Federal Reserve Chair Jerome Powell identified tariffs, not excess consumer demand, as the primary factor driving recent elevated US inflation readings, particularly in the goods sector. He noted that price pressures in the services sector continue to show signs of easing. The Federal Open Market Committee held interest rates steady, with Powell stating the current policy stance is appropriate as inflation remains above the 2% target.
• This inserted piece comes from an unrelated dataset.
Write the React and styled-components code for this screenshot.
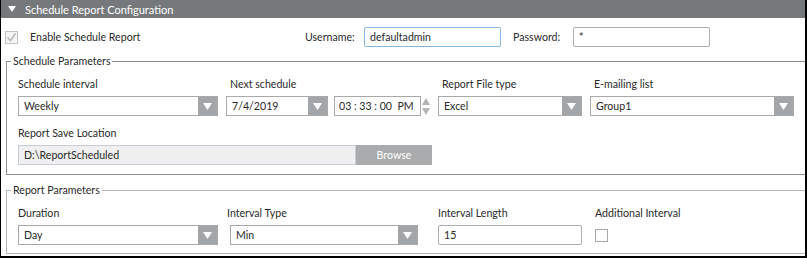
import React from 'react'
import styled, { createGlobalStyle } from 'styled-components'

const GlobalStyle = createGlobalStyle`
html, body {
  margin: 0;
  padding: 0;
  background: #fff;
}
body {
  font-family: "Segoe UI", Lato, "Noto Sans", sans-serif;
  font-size: 10.6px;
  color: #2a2a2a;
}
`

const ArrowDown = () => (
  <svg width="9" height="7" viewBox="0 0 9 7">
    <polygon points="0,0 9,0 4.5,7" fill="#fff" />
  </svg>
)

const Combo = ({ value, width }) => (
  <ComboBox $w={width}>
    <ComboValue>{value}</ComboValue>
    <ComboArrow>
      <ArrowDown />
    </ComboArrow>
  </ComboBox>
)

const Spinner = () => (
  <SpinBox>
    <svg width="8" height="19" viewBox="0 0 8 19">
      <polygon points="0,8 8,8 4,1" fill="#b4b4b4" />
      <polygon points="0,11 8,11 4,18" fill="#b4b4b4" />
    </svg>
  </SpinBox>
)

const App = () => {
  return (
    <>
      <GlobalStyle />
      <Frame>
        <Header>
          <svg width="8" height="6" viewBox="0 0 8 6">
            <polygon points="0,0 8,0 4,6" fill="#fff" />
          </svg>
          <span>Schedule Report Configuration</span>
        </Header>

        <TopRow>
          <CheckWrap>
            <CheckBox $disabled>
              <svg width="11" height="11" viewBox="0 0 11 11">
                <polyline points="1.5,5.5 4.5,8.5 9.5,1.5" fill="none" stroke="#b9b9b9" strokeWidth="1.6" />
              </svg>
            </CheckBox>
            <span>Enable Schedule Report</span>
          </CheckWrap>
          <InlineLabel>Username:</InlineLabel>
          <TextInput $focus>defaultadmin</TextInput>
          <InlineLabel $pad={12}>Password:</InlineLabel>
          <TextInput>*</TextInput>
        </TopRow>

        <Group>
          <Legend>Schedule Parameters</Legend>
          <GroupBody $top={8} $bottom={9}>
            <Row>
              <Field $w={200}>
                <Label>Schedule interval</Label>
                <Combo value="Weekly" />
              </Field>
              <Field $w={205} $ml={8}>
                <Label $indent={4}>Next schedule</Label>
                <Inline>
                  <Combo value="7/4/2019" width={102} />
                  <TimeBox>03 : 33 : 00  PM</TimeBox>
                  <Spinner />
                </Inline>
              </Field>
              <Field $w={144} $ml={7}>
                <Label $indent={4}>Report File type</Label>
                <Combo value="Excel" />
              </Field>
              <Field $w={204} $ml={8}>
                <Label $indent={4}>E-mailing list</Label>
                <Combo value="Group1" />
              </Field>
            </Row>
            <Row $mt={9}>
              <Field $w={414}>
                <Label>Report Save Location</Label>
                <Inline>
                  <PathInput>D:\ReportScheduled</PathInput>
                  <BrowseButton>Browse</BrowseButton>
                </Inline>
              </Field>
            </Row>
          </GroupBody>
        </Group>

        <Group $mt={8} $light>
          <Legend>Report Parameters</Legend>
          <GroupBody $top={8} $bottom={8}>
            <Row>
              <Field $w={200}>
                <Label>Duration</Label>
                <Combo value="Day" />
              </Field>
              <Field $w={188} $ml={12}>
                <Label $indent={-3}>Interval Type</Label>
                <Combo value="Min" />
              </Field>
              <Field $w={144} $ml={20}>
                <Label>Interval Length</Label>
                <TextInput $w={144}>15</TextInput>
              </Field>
              <Field $w={150} $ml={13}>
                <Label>Additional Interval</Label>
                <CheckSlot>
                  <CheckBox />
                </CheckSlot>
              </Field>
            </Row>
          </GroupBody>
        </Group>
      </Frame>
    </>
  )
}

const Frame = styled.div`
width: 807px;
height: 258px;
box-sizing: border-box;
border-left: 1px solid #000;
border-right: 2px solid #000;
border-bottom: 2px solid #000;
overflow: hidden;
background: #fff;
`
const Header = styled.div`
height: 18px;
background: #76797c;
color: #fff;
display: flex;
align-items: center;
gap: 9px;
padding-left: 7px;
font-size: 11px;
`
const TopRow = styled.div`
display: grid;
grid-template-columns: 300px 59px 137px 72px 137px;
align-items: center;
height: 20px;
margin-top: 9px;
padding-left: 4px;
`
const CheckWrap = styled.div`
display: flex;
align-items: center;
gap: 12px;
`
const CheckBox = styled.div`
width: 13px;
height: 13px;
box-sizing: border-box;
border: 1px solid ${(p) => (p.$disabled ? '#c4c4c4' : '#a9a9a9')};
background: ${(p) => (p.$disabled ? '#f4f4f4' : '#fff')};
display: flex;
align-items: center;
justify-content: center;
`
const InlineLabel = styled.div`
padding-left: ${(p) => p.$pad || 0}px;
`
const TextInput = styled.div`
width: ${(p) => p.$w || 137}px;
height: 20px;
box-sizing: border-box;
border: 1px solid ${(p) => (p.$focus ? '#86b6e2' : '#abadb3')};
border-radius: 2px;
padding-left: 5px;
display: flex;
align-items: center;
background: #fff;
`
const Group = styled.fieldset`
margin: ${(p) => p.$mt || 7}px 0 0 5px;
padding: 0;
min-width: 0;
border: 1px solid ${(p) => (p.$light ? '#b8b8b8' : '#8e8e8e')};
border-right: none;
`
const Legend = styled.legend`
margin-left: 4px;
padding: 0 2px;
line-height: 14px;
`
const GroupBody = styled.div`
padding: ${(p) => p.$top}px 0 ${(p) => p.$bottom}px 11px;
`
const Row = styled.div`
display: flex;
margin-top: ${(p) => p.$mt || 0}px;
`
const Field = styled.div`
width: ${(p) => p.$w}px;
margin-left: ${(p) => p.$ml || 0}px;
display: flex;
flex-direction: column;
gap: 4px;
`
const Label = styled.div`
line-height: 16px;
padding-left: ${(p) => Math.max(p.$indent || 0, 0)}px;
margin-left: ${(p) => Math.min(p.$indent || 0, 0)}px;
white-space: nowrap;
`
const Inline = styled.div`
display: flex;
align-items: center;
`
const ComboBox = styled.div`
width: ${(p) => (p.$w ? p.$w + 'px' : '100%')};
height: 20px;
box-sizing: border-box;
border: 1px solid #a9a9a9;
display: flex;
background: #fff;
`
const ComboValue = styled.div`
flex: 1;
padding-left: 5px;
display: flex;
align-items: center;
`
const ComboArrow = styled.div`
width: 19px;
background: #a3a6a8;
display: flex;
align-items: center;
justify-content: center;
`
const TimeBox = styled.div`
width: 87px;
height: 20px;
box-sizing: border-box;
margin-left: 6px;
border: 1px solid #a9a9a9;
padding-left: 4px;
display: flex;
align-items: center;
white-space: pre;
`
const SpinBox = styled.div`
width: 10px;
height: 20px;
display: flex;
align-items: center;
justify-content: center;
`
const PathInput = styled.div`
width: 338px;
height: 20px;
box-sizing: border-box;
border: 1px solid #c5cdd6;
background: #f0f0f0;
padding-left: 5px;
display: flex;
align-items: center;
`
const BrowseButton = styled.div`
width: 76px;
height: 20px;
background: #a9abad;
color: #fff;
display: flex;
align-items: center;
justify-content: center;
`
const CheckSlot = styled.div`
height: 20px;
display: flex;
align-items: center;
`

export default App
He emphasized that monetary policy is not on a preset course and future decisions will be made on a meeting-by-meeting basis.

Key Points: Fed's Powell Says Tariffs, Not Demand, Drive US Inflation

  • Tariffs boost goods inflation
  • Services inflation is easing
  • Fed holds interest rates steady
  • Tariff impact seen as one-time price increase
  • Policy decisions made meeting-by-meeting
3 min read

Federal Reserve chair Powell says tariffs, not demand, driving US inflation

Fed Chair Jerome Powell states higher US inflation is driven by tariffs on goods, not excess demand, while services inflation eases.

"These elevated readings largely reflect inflation in the goods sector, which has been boosted by the effects of tariffs. - Jerome Powell"

Washington, Jan 29

Federal Reserve Chair Jerome Powell said that higher US inflation is being driven mainly by tariffs on goods, not excess demand -- an assessment that could shape expectations for global trade-linked economies.

"These elevated readings largely reflect inflation in the goods sector, which has been boosted by the effects of tariffs," Powell said on Wednesday (local time), while stressing that price pressures in services continue to ease.

The Federal Open Market Committee kept interest rates unchanged, holding the benchmark rate in a range of 3.5 to 3.75 per cent. Powell said the current policy stance is "appropriate" as inflation remains above the Fed's 2 per cent goal.

Powell said most of the tariff's impact on prices has already passed through the economy. "A lot of it has," he said, calling tariffs "likely to move through and be a one-time price increase."

He said inflation in goods has been pushed higher by trade measures, while services show a different trend. "Disinflation appears to be continuing in the services sector," Powell said.

Powell said core PCE inflation rose 3.0 per cent over the 12 months ending in December, while total PCE inflation rose 2.9 per cent. He said inflation expectations remain stable.

"Most measures of longer-term expectations remain consistent with our 2 per cent inflation goal," he said.

The Fed chair said the central bank is watching how tariff-related price increases evolve. He said the expectation is that goods inflation tied to tariffs will peak and then begin to ease.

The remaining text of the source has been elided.